Kiev is in flames and I don't care
Ukraine is sliding into anarchy. The President, Viktor Yanukovych, was planning to build closer ties with the European Union. Then at the eleventh hour, the Russian President, Vladimir Putin, persuaded him otherwise, offering a large loan from his country, in exchange for increased loyalty and sinister-sounding security cooperation. A section of the population is outraged and has taken its anger out into the streets, protesting day and night in Kiev's Maidan Square. Shots have been fired. Business has ground to a halt. The currency is in freefall; the country looks on the edge of disaster.
And yet you don't care. You know the reasons why it's important, but they don't grip you. This has happened a few times before: when the budget finally went through, when the spying story came out, when coral of the Great Barrier reef was revealed to be in poor condition... You realise these things matter for the world. Yet, in private, you don't care.
Not because you are bad, but because you are somewhere else. You can't take it on board. This isn't your struggle; you're needed elsewhere on subjects that, while they're tiny in the grand scheme of things, matter a lot within your context.
We should go a little easier on ourselves when it comes to indifference to the news - and recognise that we're one of the first generations to have to deal with the torrent of information about things very far removed from our own lives.
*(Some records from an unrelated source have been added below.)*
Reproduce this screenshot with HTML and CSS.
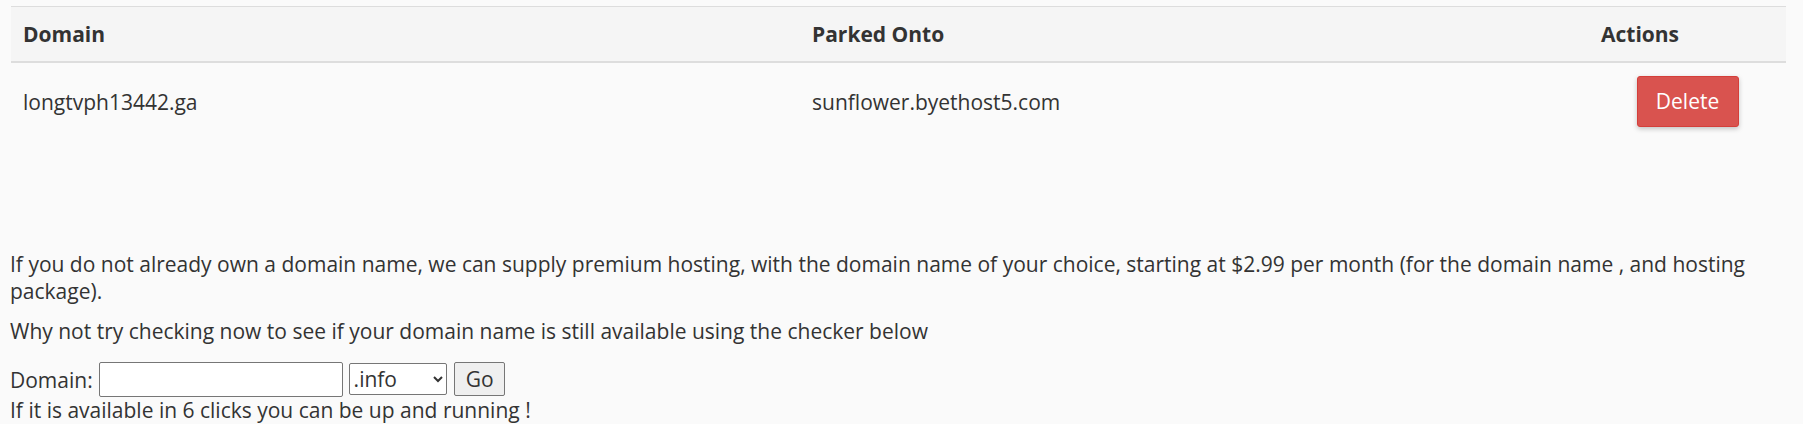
FILE: index.html
```html
<!DOCTYPE html>
<html lang="en">
<head>
<meta charset="utf-8">
<title>Parked Domains</title>
<link rel="stylesheet" href="styles.css">
</head>
<body>
<div class="page">
  <table class="domains">
    <colgroup>
      <col class="col-domain">
      <col class="col-parked">
      <col class="col-actions">
    </colgroup>
    <thead>
      <tr>
        <th>Domain</th>
        <th>Parked Onto</th>
        <th>Actions</th>
      </tr>
    </thead>
    <tbody>
      <tr>
        <td>longtvph13442.ga</td>
        <td>sunflower.byethost5.com</td>
        <td class="actions"><button class="btn-delete" type="button">Delete</button></td>
      </tr>
    </tbody>
  </table>

  <div class="info">
    <p>If you do not already own a domain name, we can supply premium hosting, with the domain name of your choice, starting at $2.99 per month (for the domain name , and hosting package).</p>
    <p>Why not try checking now to see if your domain name is still available using the checker below</p>
    <form class="checker">
      Domain: <input class="domain-input" type="text"> <select class="tld"><option>.info</option><option>.com</option><option>.net</option><option>.org</option></select> <button class="go" type="button">Go</button><br>
      If it is available in 6 clicks you can be up and running !
    </form>
  </div>
</div>
</body>
</html>
```

FILE: styles.css
```css
html, body {
  margin: 0;
  padding: 0;
}

body {
  background: #fafafa;
  color: #333;
  font-family: "Open Sans", "Liberation Sans", sans-serif;
  font-size: 21px;
  line-height: 26.6px;
}

.page {
  padding: 6px 17px 0 10px;
}

.domains {
  width: 1775px;
  margin-left: 1px;
  border-collapse: collapse;
  border-top: 1px solid #ddd;
  table-layout: fixed;
}

.col-domain { width: 789px; }
.col-parked { width: 789px; }
.col-actions { width: 197px; }

.domains th {
  background: #f5f5f5;
  text-align: left;
  font-weight: 700;
  line-height: 28px;
  padding: 13px 12px;
  border-bottom: 2px solid #ddd;
}

.domains td {
  padding: 13px 12px;
  line-height: 28px;
  vertical-align: middle;
}

.domains td.actions {
  text-align: center;
}

.btn-delete {
  font-family: inherit;
  font-size: 21px;
  line-height: 28.6px;
  color: #fff;
  background: #d9534f;
  border: 1px solid #d43f3a;
  border-radius: 3px;
  padding: 10px 0;
  width: 102px;
  height: 51px;
  box-shadow: 0 2px 5px rgba(0, 0, 0, 0.22);
  cursor: pointer;
}

.info {
  margin-top: 111px;
}

.info p {
  margin: 0 0 14px;
}

.checker {
  margin-top: 17px;
}

.domain-input {
  box-sizing: border-box;
  width: 244px;
  height: 35px;
  border: 1px solid #767676;
  border-radius: 2px;
  background: #fff;
  font-family: inherit;
  font-size: 21px;
  padding: 1px 4px;
  margin: 0 0 0 1px;
}

.tld {
  box-sizing: border-box;
  width: 98px;
  height: 32px;
  border: 1px solid #767676;
  border-radius: 2px;
  background: #fff;
  color: #333;
  font-family: inherit;
  font-size: 21px;
  margin: 0;
}

.go {
  box-sizing: border-box;
  width: 51px;
  height: 34px;
  border: 1px solid #767676;
  border-radius: 2px;
  background: #efefef;
  color: #333;
  font-family: inherit;
  font-size: 21px;
  padding: 0;
  margin: 0 0 0 2px;
}
```
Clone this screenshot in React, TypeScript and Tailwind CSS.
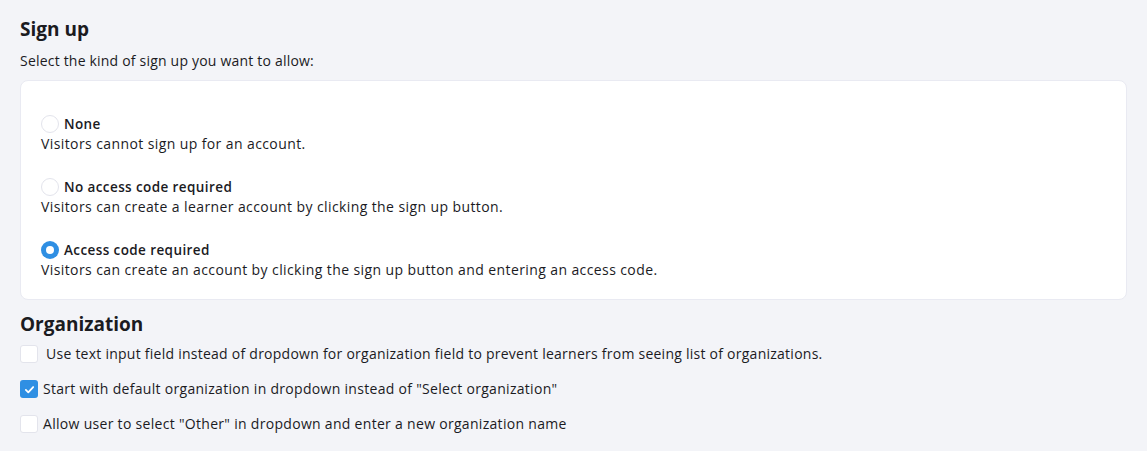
import React, { useState } from 'react';

const font = { fontFamily: '"Open Sans", "Liberation Sans", sans-serif' };

const options = [
  { id: 'none', label: 'None', desc: 'Visitors cannot sign up for an account.' },
  { id: 'open', label: 'No access code required', desc: 'Visitors can create a learner account by clicking the sign up button.' },
  { id: 'code', label: 'Access code required', desc: 'Visitors can create an account by clicking the sign up button and entering an access code.' },
];

const checks = [
  { id: 'text', label: 'Use text input field instead of dropdown for organization field to prevent learners from seeing list of organizations.', extra: true },
  { id: 'default', label: 'Start with default organization in dropdown instead of "Select organization"' },
  { id: 'other', label: 'Allow user to select "Other" in dropdown and enter a new organization name' },
];

export default function App() {
  const [mode, setMode] = useState('code');
  const [checked, setChecked] = useState<Record<string, boolean>>({ default: true });

  return (
    <div className="min-h-[451px] w-full bg-[#f3f4f8] px-5 pt-[15px] text-[#1b1b1f]" style={font}>
      {/* Sign up */}
      <h2 className="text-[19px] font-bold leading-[28px]">Sign up</h2>
      <p className="mt-[8px] text-[14px] leading-[20px] tracking-[0.2px]">Select the kind of sign up you want to allow:</p>

      <div className="mt-[9px] rounded-lg border border-[#e9eaf2] bg-white px-5 pt-[33px] pb-[19px]">
        <div className="flex flex-col gap-[23px]">
          {options.map((o) => (
            <div key={o.id} className="cursor-pointer" onClick={() => setMode(o.id)}>
              <div className="flex items-center gap-[5px]">
                {mode === o.id ? (
                  <span className="flex h-[18px] w-[18px] items-center justify-center rounded-full bg-[#2f8fe3]">
                    <span className="h-[8px] w-[8px] rounded-full bg-white" />
                  </span>
                ) : (
                  <span className="h-[18px] w-[18px] rounded-full border border-[#e3e4ec] bg-white" />
                )}
                <span className="text-[13.5px] font-semibold leading-[20px] tracking-[0.4px]">{o.label}</span>
              </div>
              <p className="text-[14px] leading-[20px] tracking-[0.4px]">{o.desc}</p>
            </div>
          ))}
        </div>
      </div>

      {/* Organization */}
      <h2 className="mt-[10px] text-[19px] font-bold leading-[28px]">Organization</h2>
      <div className="mt-[6px] flex flex-col gap-[15px]">
        {checks.map((c) => (
          <label key={c.id} className="flex cursor-pointer items-center gap-[5px]" onClick={() => setChecked({ ...checked, [c.id]: !checked[c.id] })}>
            {checked[c.id] ? (
              <span className="flex h-[18px] w-[18px] items-center justify-center rounded-[3px] bg-[#2f8fe3]">
                <svg viewBox="0 0 16 16" className="h-[13px] w-[13px]" fill="none" stroke="white" strokeWidth="2.2" strokeLinecap="round" strokeLinejoin="round">
                  <path d="M3.5 8.5l3 3 6-6.5" />
                </svg>
              </span>
            ) : (
              <span className="h-[18px] w-[18px] rounded-[3px] border border-[#e3e4ec] bg-white" />
            )}
            <span className={`text-[14px] font-medium leading-[20px] ${c.extra ? 'ml-[3px] tracking-[0.25px]' : 'tracking-[0.3px]'}`}>{c.label}</span>
          </label>
        ))}
      </div>
    </div>
  );
}
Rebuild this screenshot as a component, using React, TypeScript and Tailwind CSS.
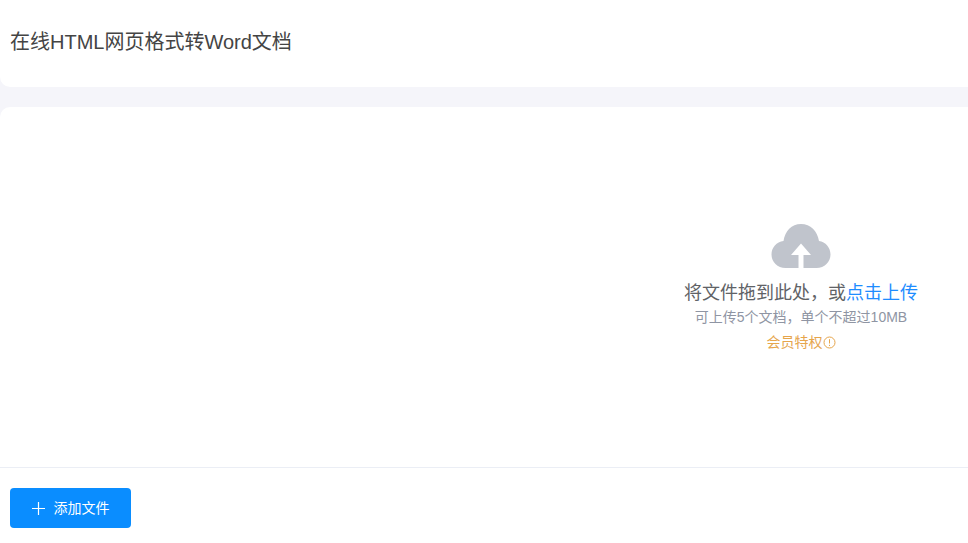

For most of history, it was extremely difficult to come by information about what was happening anywhere else. And you probably didn't mind. What difference would it make, if you were a crofter in the Hebrides, to learn that a power struggle was brewing in the Ottoman Empire?
Much of what we now take for granted as news has its origins in the information needed by people taking major decisions or at the centre of national affairs. We still hear the echoes in the way news is reported; timing is assumed to be critical, as it really would be if we were active agents. If you don't have the latest update you might make a terrible blunder or miss a wonderful opportunity.
Ease of communication and a generous democratic impulse mean that information originally designed for decision makers, now gets routinely sent via the media to very large numbers of people. It is as if a dossier, with the latest news from Kiev, which might properly arrive on the desk of a minister has accidentally been delivered to the wrong address and ends up on the breakfast table of a librarian in Colchester or an electrician in Pitlochry. But the librarian or electrician might quite reasonably turn round and politely point out that they can't do anything with this knowledge and that, surely, the files have come to them by mistake. They don't, but only because habit has closed our eyes to the underlying strangeness of the phenomenon.
Pitlochry High street
Every day the news gives us stuff that is both interesting for some people and irrelevant to you. So one reads a very insightful article on the prospects for political reform in Pakistan, meaning that if you were wondering whether Pakistan was a good place to locate a new factory you'd be able to make a better informed decision. Or there are revelations that tensions in the cabinet are more serious than previously supposed. So if you were wondering whether this might be a good time to launch your leadership bid, this would be a good piece to read. But otherwise...?
The modern idea of news is pleasantly flattering. Yet it's really quite strange. We keep getting information that isn't really for us to know what to do with. No wonder we're sometimes a bit bored. It's not our fault.
The news is also rather jealous. It wants to distract you from a private sense of purpose. It would be dangerous if hardly anyone paid attention to what the government was doing, or what was happening to the environment or events in Kiev. But it is not right to go from this to the demand that everyone should be interested in every item at the very moment when the news machine requests their attention.
Indeed, we badly need people whose attention is not caught up in the trends of the moment and who are not looking in the same direction as everyone else. We need people scanning the less familiar parts of the horizon. There was a time when a particular country in crisis hadn't reached the headlines, when the approved legislation hadn't even been formulated, when few people were interested in coral reefs... These things had to get going, and to do so, they needed a pool of independent thinkers of a kind who turn today's unpromising themes into tomorrow's mainstream, 'obvious' topics of interest.
Indifference to big banner events can be churlish. But it can also be the mark of deep and important originality. Let's treat the phenomenon of not being interested in some stories with cautious respect.